The 90/30, 8/10 Rule

For the past month, I’ve been tinkering with ways to enhance my overall productivity, trying to squeeze out more work without being exhausted by day’s end. Burnout was a constant companion, and I wanted to be rid of it for good. Among the life hacks I discovered was the 90/20 rule: work for 90 minutes, rest for 20. Based on studies into the human ultradian rhythm, 90 minutes is the optimum length of time a human can concentrate intensely on a task before needing a break. The idea sounded good to me, save for one minor detail.

I know for a fact I’m able to sustain greater periods of intense concentration when writing. Call it inspiration, grace or a state of flow, but when I’m burning hot and the fingers are flying over the keys, stopping is not an option. I can’t just stand up and walk away in the middle of a scene that flows. Flow, I’ve found, is a delicate thing, and once the brain leaves that elevated state of consciousness it becomes extremely difficult to go back to. Maybe this is just a personal quirk, but all I know is that I can’t limit myself to merely 90 minutes of work. Not when the words are overflowing, when the conscious mind takes a step back and my hands do their best to deliver a scene, a character, an action, a concept from the fuzzy mists of unlimited uncreated potential into the page.  I do my best work simply by sitting down and ignoring the clock and writing and writing and writing until I’m done.

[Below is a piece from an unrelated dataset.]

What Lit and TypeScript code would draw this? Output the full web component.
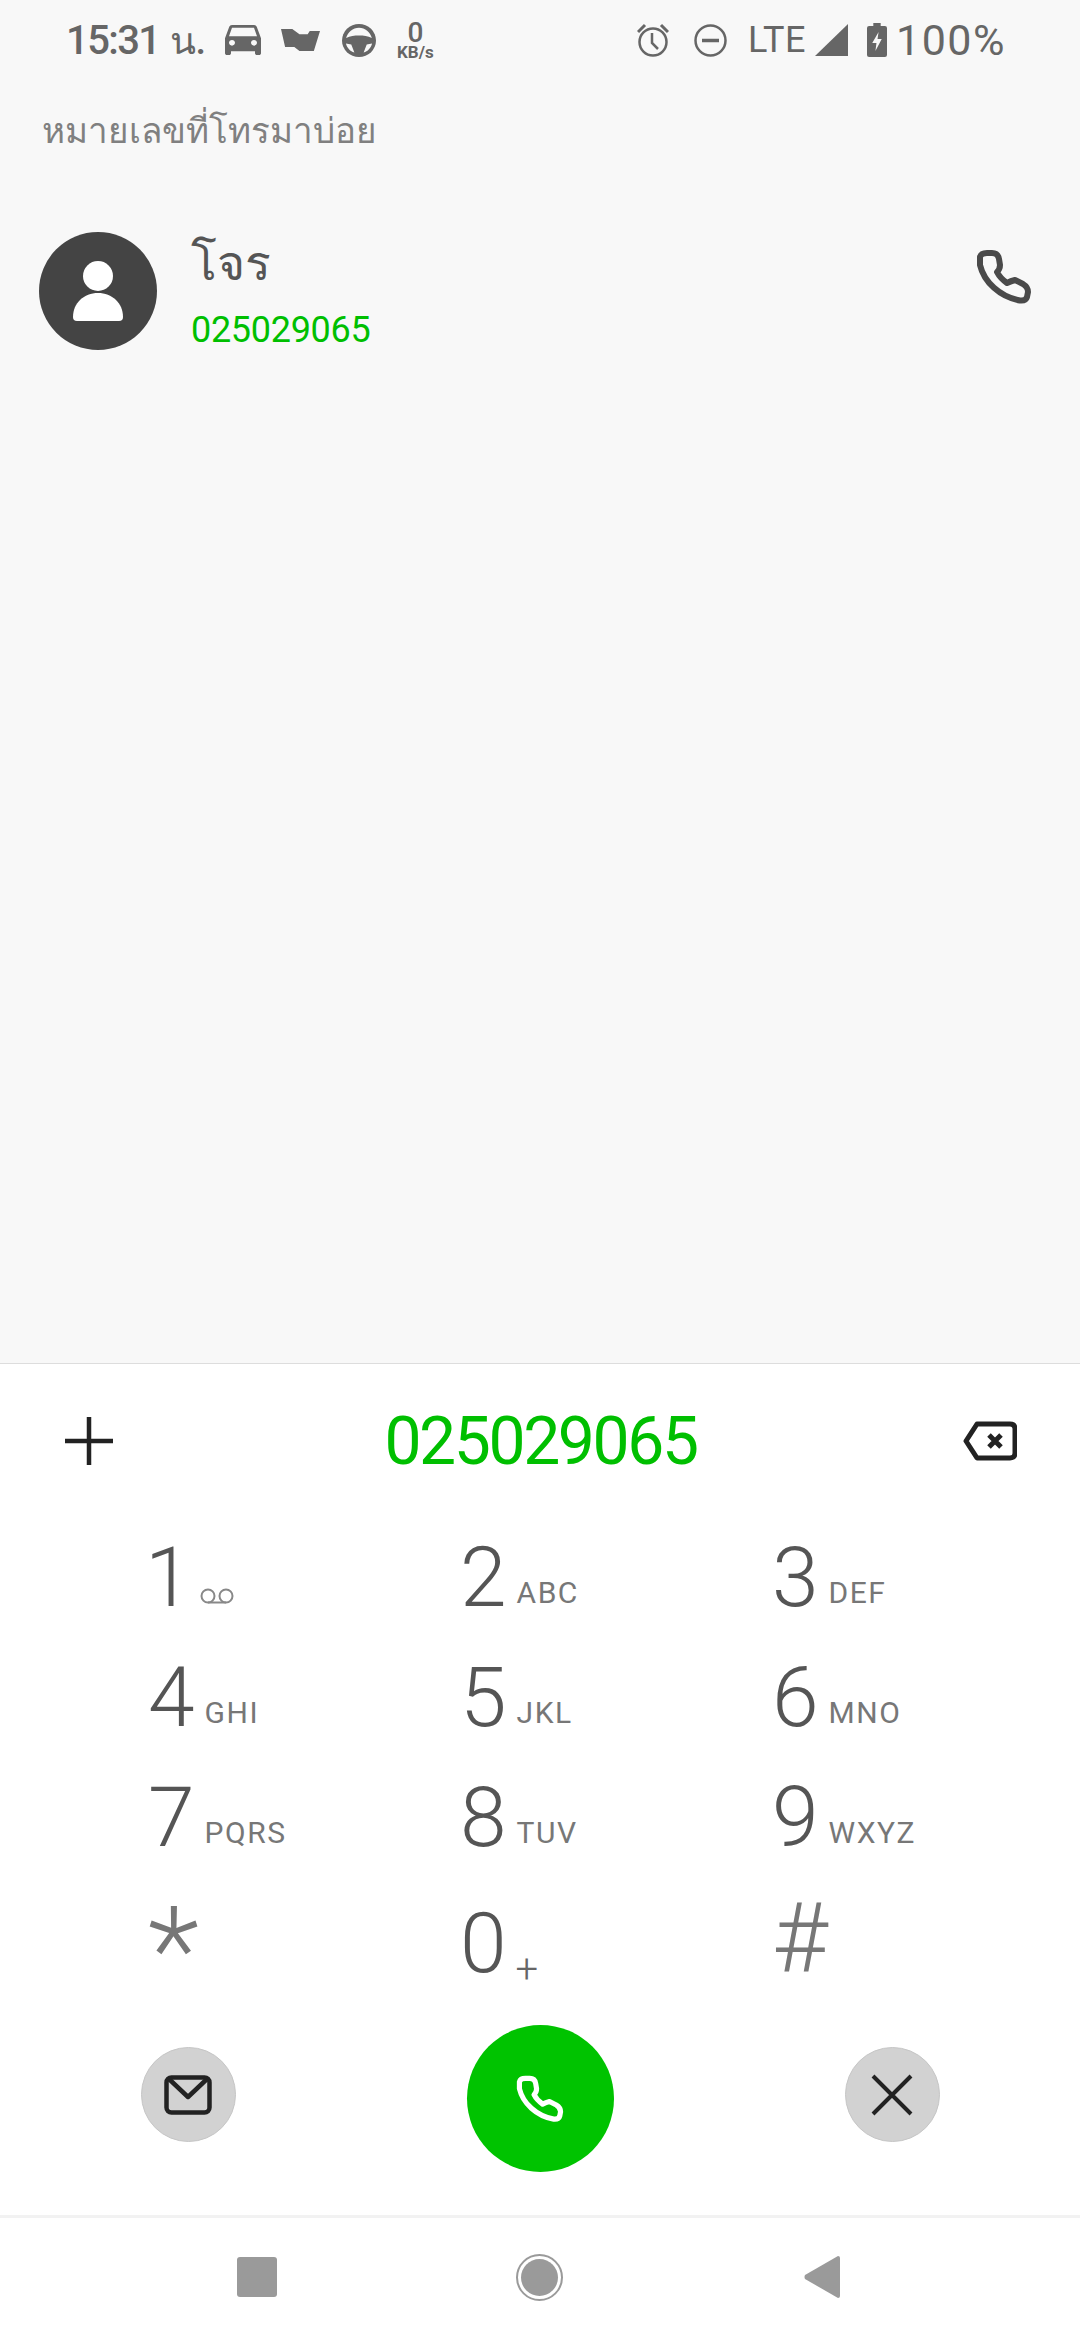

But when the work is done, it leaves me spent. Writing is bleeding your soul all over the page, and there’s only so much you can give at a time. You need time to rest, to regenerate, to gather up what is left and allow your body to replenish its energy stores. 20 minutes isn’t enough, not for me. 30 is a more realistic minimum rest period. As a bonus, it makes life easier to schedule.

Flow doesn’t come every day, though. It’s the exception, not the norm. More often than not it’s just sitting at the desk, banging out words, trying to string ideas together. It’s the mental equivalent of laying down bricks to build a wall. I may not like the work, but I still have to get the work done. Especially when I’m on contract with a deadline to meet. Days like that, the 90 minute limit comes into play. It’s the chronological version of a piston in a pressure cooker, sealing off time and concentrating one’s willpower on the task at hand. It’s also a promise that the brain only needs to slog out the next 90 minutes before it can go do something else, making it easier to focus exclusively on the task at hand.

90 on, 30 off looks good, but throw in working with a flow state and the neat boundaries of time break down. That;s when 8/10 comes in.

Hara hachi bu is an Okinawan concept, meaning eating until you are 80 percent full. The Okinawans believed that filling up the other 20 percent merely nourished the doctor. This combination of caloric restriction and excellent dietary choices have contributed to the long lifespans the Okinawans are famous for. Yet hara hachi bu isn’t just an eating plan. It’s a life plan too. Work up to 80% of your capacity, leaving some energy in the tank. That prevents you from burning out, so you can come back to work refreshed.

And, if you’re under a tight deadline or if you enter a state of flow, you have sufficient reserves to see you through.

For eighty percent of my scheduled working time, I adhered to the 90 on, 30 off schedule. For the other twenty percent, I burned through scenes, paragraphs and sections until the state of flow finally stopped. I was working an average of six hours a day, leaving weekends free.

The result: a short story, a novella, two blog posts, a series of research notes and concepts, and eleven contracted articles. Enough for a short novel, just over 50000 words. That works out to roughly 2500 words a day. I also spent less time going back to make minor edits and correcting mistakes, freeing up brainpower and energy for more important work. My previous writing goal was 2000 words a day, no matter how long it took. With a productivity increase of 25%, plus less time lost to recovery and fatigue, these rules seem to be a keeper.

I can’t say for certain if this will work for everyone. I know full-time writers who live and breathe the written word, churning out 4 to 8000 words a day and regularly producing bestsellers. I know other writers who are happy spending their workday writing however much they can write, or shooting for a couple thousand or hundred words a day. They have their goals and their methods, as far as they’ve let on, seem to work for them. For me, 90/30 8/10 seems to work best.

Concentrate when working, take time out to rest, leave energy in the tank, and occasionally go all-out. I think these principles are universal, or at least apply to a broad spectrum of activities. The trick is figuring out the right proportions. And that means experimenting, quantifying and honestly examining the results. If you’re a writer looking to increase output, a worker interested in doing more, or just someone interested in productivity, maybe 90/30 8/10 may work for you. Or maybe not. The devil may be in the details, but the details don’t matter so long as they work for you. It’s your work, nobody else’s, and that’s the only goal that matters.